Some mum’s could have been getting it all wrong about breastfeeding especially the younger ones who have little or no knowledge about the act.
The Federal Government thought it wise to sensitize nursing mothers on some breastfeeding ethics which is not only good for the babies but enhances the well-being of mothers.
Dr Chris Isokpunwu, who is the Head of Nutrition in the Ministry of Health, has advised that nursing mums should ensure they commence breastfeeding within 30 minutes of child’s birth to enhance healthy living.
He gave this advice in Abuja on Monday, August 1, 2016 at the inauguration of the 2016 Breastfeeding Week tagged “Breastfeeding: A Key to Sustainable Development’’, organised by the Civil Society Scaling-Up Nutrition in Nigeria (CS-SUNN).
The theme is breastfeeding in relation to sustainability, and most importantly to the attainment of Sustainable Development Goals (SDGs).
Isokpunwu described exclusive breastfeeding in the first 1,000 days of child’s live as crucial to child’s survival and as well protect the child from frequent illnesses.
He called for the timely introduction and right frequency of adequate complementary foods.
The nutritionist said that the week was aimed at drawing attention to the importance and the benefits of breastfeeding, creating awareness and mobilising the society to support and protect breastfeeding and lauded the federal government’s move to reactivate the baby friendly initiative.

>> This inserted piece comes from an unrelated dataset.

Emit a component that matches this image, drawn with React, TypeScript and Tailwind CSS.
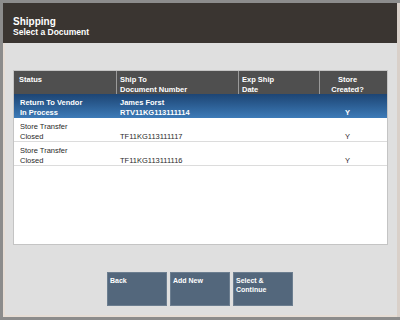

He said: “Breast milk is good for the child and exclusive breastfeeding protects the child from ill-health, frequent illnesses and also ensure that there is a reduction in the number of time a child is exposed to infections.
“We need to protect breastfeeding and support breastfeeding in work places, and we are calling on the private sectors to set up crèches, especially the big ones.
“The small ones can set up breastfeeding rooms and encourage women to go on breastfeeding break to adequately breast feed their children.”
Also, Mr Zakaria Fusheini, a Nutrition Advocacy Specialist with United Nations Children’s Fund (UNICEF), urged the federal government to initiate policies that would address challenges facing mothers in breastfeeding their children.
He urged the government to also galvanise efforts and mobilise resources toward ensuring that mothers have the needed support to exclusively breastfeed their children.
He said: “It is not enough to urge mothers to exclusively breastfeed their children in the first six months of lives, but adequate modalities and policies, among others, must be put in place to make such practice fulfilling.”